According to a UN report, on the night of 28 August 1953 bombs were thrown through the windows of huts in Bureij where refugees were sleeping and, as they fled, they were attacked by small arms and automatic weapons. According to Gelber, after one month of Unit 101 starting training "a patrol of the unit [] infiltrated into the Gaza Strip as an exercise, encountered [Palestinians] in al-Bureij refugee camp, opened fire to rescue itself and left behind about 30 killed Arabs and dozens of wounded." According to Bishara 43 Palestinian civilians with seven women amongst them were killed, and 22 wounded. The Mixed Armistice Commission report put the total at 20 killed, 27 seriously wounded, and 35 less seriously wounded. Unit 101 suffered two wounded soldiers. Ariel Sharon, who had personally led the attack wrote in his report:
"The enemy opened fire on me from the northwest. ... I decided that it was better to pass through the camp and slip out the other side than to go back the way I came, because crops, gardens, barbed wire and guards made it difficult to move in that direction. ... I also decided that offensive action was better than giving the impression that we were attempting to escape... Therefore I invaded the camp with my group."

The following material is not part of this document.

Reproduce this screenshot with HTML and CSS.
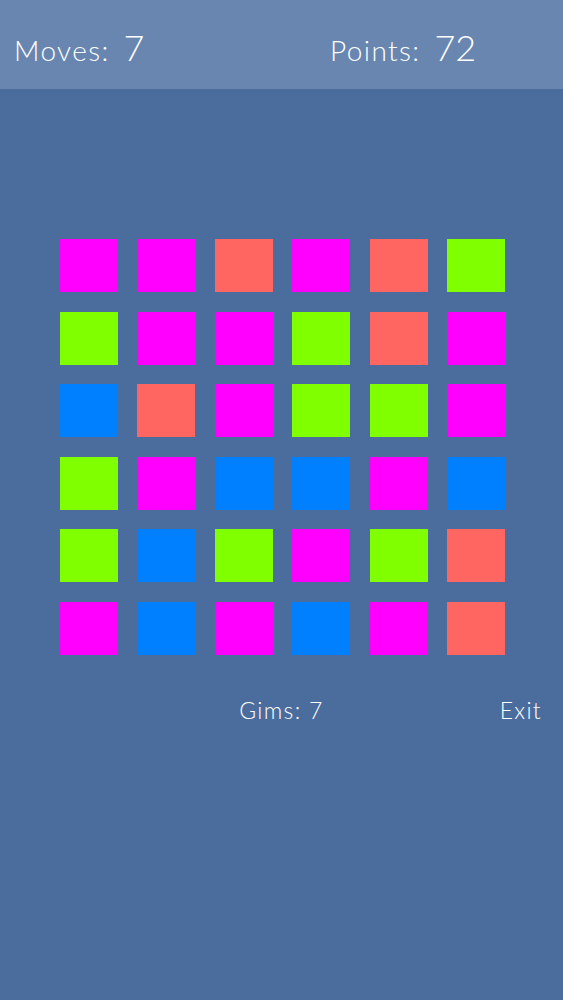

The raid was heavily condemned by the Mixed Armistice Commission, who called it “an appalling case of deliberate mass murder”, the raid was publicly criticized in the Israeli cabinet by at least one minister. The Mixed Armistice Commission, in an emergency meeting, adopted by a majority vote a resolution according to which the attack was made by a group of armed Israelis. Major General Bennike Chief of Staff of the United Nations Truce Supervision Organization stated that it was "probable in view of the fact that a quarter of the Israel complaints during the preceding four weeks referred to infiltration in this area" that the likely explanation was a "ruthless reprisal raid".

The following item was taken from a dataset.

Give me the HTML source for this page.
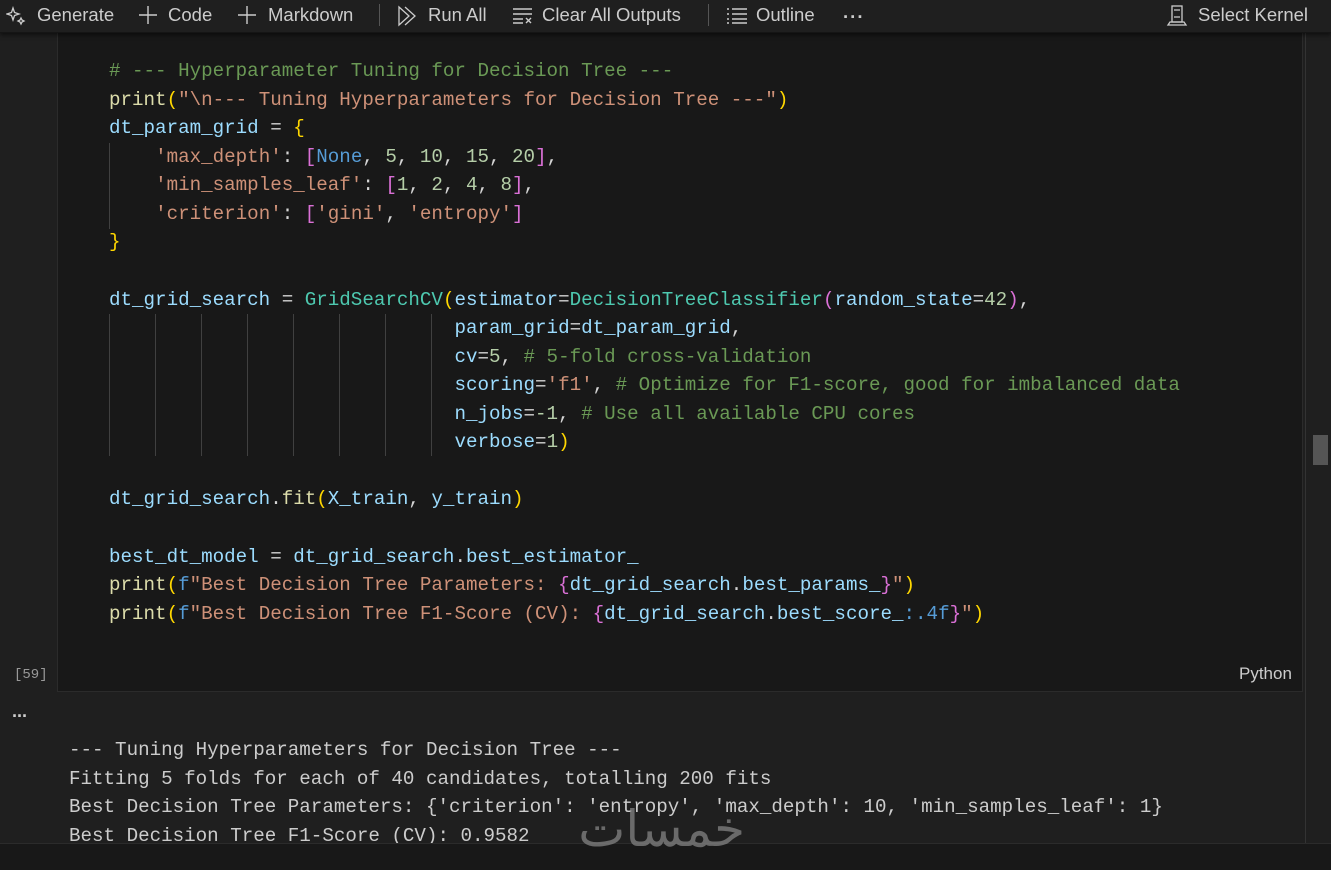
<!DOCTYPE html>
<html><head><meta charset="utf-8">
<style>
*{margin:0;padding:0;box-sizing:border-box}
body{width:1331px;height:870px;background:#1f1f1f;overflow:hidden;position:relative;font-family:"Segoe UI","Liberation Sans",sans-serif;color:#cccccc}
.tb{position:absolute;left:0;top:0;width:1331px;height:33px;background:#1f1f1f;border-bottom:1px solid #151515;box-shadow:0 2px 4px #0008;z-index:5;font-size:18.5px}
.tb span{position:absolute;top:4px;white-space:nowrap}
.tb svg{position:absolute}
.sep{position:absolute;top:4px;width:1px;height:22px;background:#555}
.cell{position:absolute;left:57px;top:33px;width:1246px;height:659px;background:#181818;border:1px solid #2b2b2b;border-top:none}
.code{position:absolute;left:109px;top:57px;font-family:"Liberation Mono",monospace;font-size:19.2px;line-height:28.57px;white-space:pre;color:#d4d4d4}
.c{color:#6a9955}.s{color:#ce9178}.f{color:#dcdcaa}.v{color:#9cdcfe}.y{color:#ffd700}.p{color:#da70d6}.b{color:#179fff}.n{color:#b5cea8}.k{color:#569cd6}.t{color:#4ec9b0}
.g{position:absolute;width:1px;background:#404040}
.out{position:absolute;left:69px;top:736px;font-family:"Liberation Mono",monospace;font-size:19.2px;line-height:28.5px;white-space:pre;color:#cccccc}
.bot{position:absolute;left:0;top:843px;width:1331px;height:27px;background:#181818;border-top:1px solid #2b2b2b}
.sb{position:absolute;left:1305px;top:33px;width:26px;height:810px;background:#1f1f1f;border-left:1px solid #333}
.m{position:absolute;left:1322px;width:6px;height:2px;background:#a08a20}
</style></head><body>
<div class="tb">
<svg style="left:6px;top:6px" width="20" height="20" viewBox="0 0 20 20" fill="none" stroke="#ccc" stroke-width="1.3"><path d="M7 2 L8.5 6.5 L13 8 L8.5 9.5 L7 14 L5.5 9.5 L1 8 L5.5 6.5Z"/><path d="M15 12 L16 14 L18 15 L16 16 L15 18 L14 16 L12 15 L14 14Z"/></svg>
<span style="left:37px">Generate</span>
<svg style="left:138px;top:5px" width="20" height="20" viewBox="0 0 20 20" stroke="#ccc" stroke-width="1.4"><path d="M10 1V19M1 10H19"/></svg>
<span style="left:168px">Code</span>
<svg style="left:237px;top:5px" width="20" height="20" viewBox="0 0 20 20" stroke="#ccc" stroke-width="1.4"><path d="M10 1V19M1 10H19"/></svg>
<span style="left:268px">Markdown</span>
<div class="sep" style="left:379px"></div>
<svg style="left:397px;top:5px" width="22" height="22" viewBox="0 0 22 22" fill="none" stroke="#ccc" stroke-width="1.3"><path d="M2 2L12 11L2 20Z"/><path d="M8 2L18 11L8 20"/></svg>
<span style="left:428px">Run All</span>
<svg style="left:512px;top:7px" width="22" height="18" viewBox="0 0 22 18" fill="none" stroke="#ccc" stroke-width="1.4"><path d="M1 2H20M1 7H20M1 12H11M1 16H11M14 11L19 16M19 11L14 16"/></svg>
<span style="left:542px">Clear All Outputs</span>
<div class="sep" style="left:708px"></div>
<svg style="left:726px;top:7px" width="22" height="18" viewBox="0 0 22 18" fill="none" stroke="#ccc" stroke-width="1.4"><path d="M1 2H3M1 7H3M1 12H3M1 16H3M6 2H21M6 7H21M6 12H21M6 16H21"/></svg>
<span style="left:756px">Outline</span>
<span style="left:843px;top:6px;letter-spacing:1px;font-weight:bold">···</span>
<svg style="left:1166px;top:4px" width="22" height="23" viewBox="0 0 22 23" fill="none" stroke="#ccc" stroke-width="1.3"><rect x="6" y="2" width="10" height="16"/><path d="M8 6H14M8 13H14M2 21H20L18 18H4Z"/></svg>
<span style="left:1198px">Select Kernel</span>
</div>
<div class="cell"></div>
<div class="g" style="left:109px;top:143px;height:86px"></div>
<div class="g" style="left:109px;top:314px;height:142px"></div>
<div class="g" style="left:155px;top:314px;height:142px"></div>
<div class="g" style="left:201px;top:314px;height:142px"></div>
<div class="g" style="left:247px;top:314px;height:142px"></div>
<div class="g" style="left:293px;top:314px;height:142px"></div>
<div class="g" style="left:339px;top:314px;height:142px"></div>
<div class="g" style="left:385px;top:314px;height:142px"></div>
<div class="g" style="left:431px;top:314px;height:142px"></div>
<div class="code"><span class="c"># --- Hyperparameter Tuning for Decision Tree ---</span>
<span class="f">print</span><span class="y">(</span><span class="s">"\n--- Tuning Hyperparameters for Decision Tree ---"</span><span class="y">)</span>
<span class="v">dt_param_grid</span> = <span class="y">{</span>
    <span class="s">'max_depth'</span>: <span class="p">[</span><span class="k">None</span>, <span class="n">5</span>, <span class="n">10</span>, <span class="n">15</span>, <span class="n">20</span><span class="p">]</span>,
    <span class="s">'min_samples_leaf'</span>: <span class="p">[</span><span class="n">1</span>, <span class="n">2</span>, <span class="n">4</span>, <span class="n">8</span><span class="p">]</span>,
    <span class="s">'criterion'</span>: <span class="p">[</span><span class="s">'gini'</span>, <span class="s">'entropy'</span><span class="p">]</span>
<span class="y">}</span>

<span class="v">dt_grid_search</span> = <span class="t">GridSearchCV</span><span class="y">(</span><span class="v">estimator</span>=<span class="t">DecisionTreeClassifier</span><span class="p">(</span><span class="v">random_state</span>=<span class="n">42</span><span class="p">)</span>,
                              <span class="v">param_grid</span>=<span class="v">dt_param_grid</span>,
                              <span class="v">cv</span>=<span class="n">5</span>, <span class="c"># 5-fold cross-validation</span>
                              <span class="v">scoring</span>=<span class="s">'f1'</span>, <span class="c"># Optimize for F1-score, good for imbalanced data</span>
                              <span class="v">n_jobs</span>=<span class="n">-1</span>, <span class="c"># Use all available CPU cores</span>
                              <span class="v">verbose</span>=<span class="n">1</span><span class="y">)</span>

<span class="v">dt_grid_search</span>.<span class="f">fit</span><span class="y">(</span><span class="v">X_train</span>, <span class="v">y_train</span><span class="y">)</span>

<span class="v">best_dt_model</span> = <span class="v">dt_grid_search</span>.<span class="v">best_estimator_</span>
<span class="f">print</span><span class="y">(</span><span class="k">f</span><span class="s">"Best Decision Tree Parameters: </span><span class="p">{</span><span class="v">dt_grid_search</span>.<span class="v">best_params_</span><span class="p">}</span><span class="s">"</span><span class="y">)</span>
<span class="f">print</span><span class="y">(</span><span class="k">f</span><span class="s">"Best Decision Tree F1-Score (CV): </span><span class="p">{</span><span class="v">dt_grid_search</span>.<span class="v">best_score_</span><span class="k">:.4f</span><span class="p">}</span><span class="s">"</span><span class="y">)</span></div>
<div style="position:absolute;left:14px;top:667px;font-family:'Liberation Mono',monospace;font-size:14px;color:#999">[59]</div>
<div style="position:absolute;left:1239px;top:664px;font-size:17px;color:#ccc">Python</div>
<div style="position:absolute;left:12px;top:706px;font-size:18px;color:#ccc;letter-spacing:-1px;font-weight:bold">···</div>
<div class="out">--- Tuning Hyperparameters for Decision Tree ---
Fitting 5 folds for each of 40 candidates, totalling 200 fits
Best Decision Tree Parameters: {'criterion': 'entropy', 'max_depth': 10, 'min_samples_leaf': 1}
Best Decision Tree F1-Score (CV): 0.9582</div>
<div class="bot"></div>
<div class="sb">
<div class="m" style="top:4px"></div>
<div class="m" style="top:248px"></div>
<div class="m" style="top:300px"></div>
<div class="m" style="top:328px;height:1px"></div>
<div style="position:absolute;left:7px;top:402px;width:15px;height:30px;background:#555"></div>
<div class="m" style="top:429px;height:1px"></div>
</div>
<div style="position:absolute;left:585px;top:800px;width:160px;font-family:'DejaVu Sans',sans-serif;font-size:50px;font-weight:200;color:#8a8a8a;opacity:.7;direction:rtl;white-space:nowrap">خمسات</div>
</body></html>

On 22 August 1988, Hani al-Shami from Bureij was killed by Israeli soldiers from the Givati Brigade. Maher Mahmud al-Makadma was shot and killed by IDF troops while painting slogans on 4 October 1989. On 20 September 1990, an Israeli soldier, Amnon Pommerantz, took a wrong turn into Bureij, panicked when stones were thrown, hit and wounded two children in a waggon while reversing, accidentally rammed a mosque and then got out and laid his rifle down and begged for mercy. He had to get back into his vehicle to shield himself from stones, and was knocked unconscious. Three youths doused the car with petrol and set it alight, incinerating Pommeranz. The culprits were identified by photos, and one turned himself in when the Shin Bet kidnapped his 5-year-old brother and threatened to send the boy to a detention camp where he would be raped, unless his elder brother surrendered. In retaliation, a large part of the Bureij camp was bulldozed in a collective punishment measure.

On 11 March 2002, a mass round-up of Palestinians took place when tanks entered the Bureij refugee camp killing two people. An IDF raid on 6 December 2002 by Israeli tanks and helicopter gunships led to 10 people being killed. A UN investigation found that eight of those killed in the attack were unarmed civilians. Of those, two were UN employees. On 6 March 2004 an Israeli raiding force was ambushed and came under fire.

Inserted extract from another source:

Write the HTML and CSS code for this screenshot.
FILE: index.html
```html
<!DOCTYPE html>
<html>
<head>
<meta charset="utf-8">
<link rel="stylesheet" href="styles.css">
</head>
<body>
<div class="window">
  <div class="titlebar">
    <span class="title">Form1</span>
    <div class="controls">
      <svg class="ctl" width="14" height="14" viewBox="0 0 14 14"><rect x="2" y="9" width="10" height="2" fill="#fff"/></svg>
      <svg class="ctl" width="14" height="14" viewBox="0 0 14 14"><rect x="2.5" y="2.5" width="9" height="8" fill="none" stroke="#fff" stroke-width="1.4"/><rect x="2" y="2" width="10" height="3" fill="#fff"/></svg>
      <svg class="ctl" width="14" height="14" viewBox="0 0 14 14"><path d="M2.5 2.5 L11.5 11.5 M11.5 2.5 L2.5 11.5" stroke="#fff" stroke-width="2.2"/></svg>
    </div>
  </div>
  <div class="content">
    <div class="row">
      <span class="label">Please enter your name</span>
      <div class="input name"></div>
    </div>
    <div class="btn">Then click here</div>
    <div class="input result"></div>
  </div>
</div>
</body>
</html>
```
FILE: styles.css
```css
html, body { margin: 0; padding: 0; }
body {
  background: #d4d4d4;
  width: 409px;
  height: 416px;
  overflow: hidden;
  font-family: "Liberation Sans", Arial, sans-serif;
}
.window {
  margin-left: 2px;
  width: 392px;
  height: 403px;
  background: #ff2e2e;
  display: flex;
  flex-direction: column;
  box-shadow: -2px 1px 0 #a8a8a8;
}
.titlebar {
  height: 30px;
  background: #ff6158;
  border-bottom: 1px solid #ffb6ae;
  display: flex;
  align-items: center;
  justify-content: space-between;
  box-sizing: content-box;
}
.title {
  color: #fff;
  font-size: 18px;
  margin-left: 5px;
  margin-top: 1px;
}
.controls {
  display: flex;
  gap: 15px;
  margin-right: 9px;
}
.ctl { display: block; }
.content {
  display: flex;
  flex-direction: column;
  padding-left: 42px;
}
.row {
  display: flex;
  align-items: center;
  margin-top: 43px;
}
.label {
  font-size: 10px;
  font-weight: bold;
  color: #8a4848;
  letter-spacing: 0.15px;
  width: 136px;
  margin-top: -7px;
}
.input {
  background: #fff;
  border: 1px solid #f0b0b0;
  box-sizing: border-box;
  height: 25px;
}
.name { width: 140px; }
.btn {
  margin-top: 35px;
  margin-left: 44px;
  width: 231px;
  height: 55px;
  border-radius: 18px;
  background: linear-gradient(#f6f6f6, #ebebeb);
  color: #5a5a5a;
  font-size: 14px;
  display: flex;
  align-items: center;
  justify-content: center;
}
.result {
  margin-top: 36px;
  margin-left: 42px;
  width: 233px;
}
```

An IDF raid on Bureij refugee camp in July 2007 by approximately 10 tanks and two bulldozers backed by helicopters was ambushed by members of Hamas's armed wing, the Izz ad-Din al-Qassam Brigades killing an IDF soldier. On 6 October 2007, Israeli forces breaking into the eastern part of the camp with the cover of Israeli aircraft led to armed clashes in the camp.

An extrajudicial assassination occurred on 27 February 2008 in the camp. During the Israeli shelling of the Gaza Strip in January 2009 ten people were injured at a UN health centre in the Bureij refugee camp and four people killed with 16 others wounded in a market.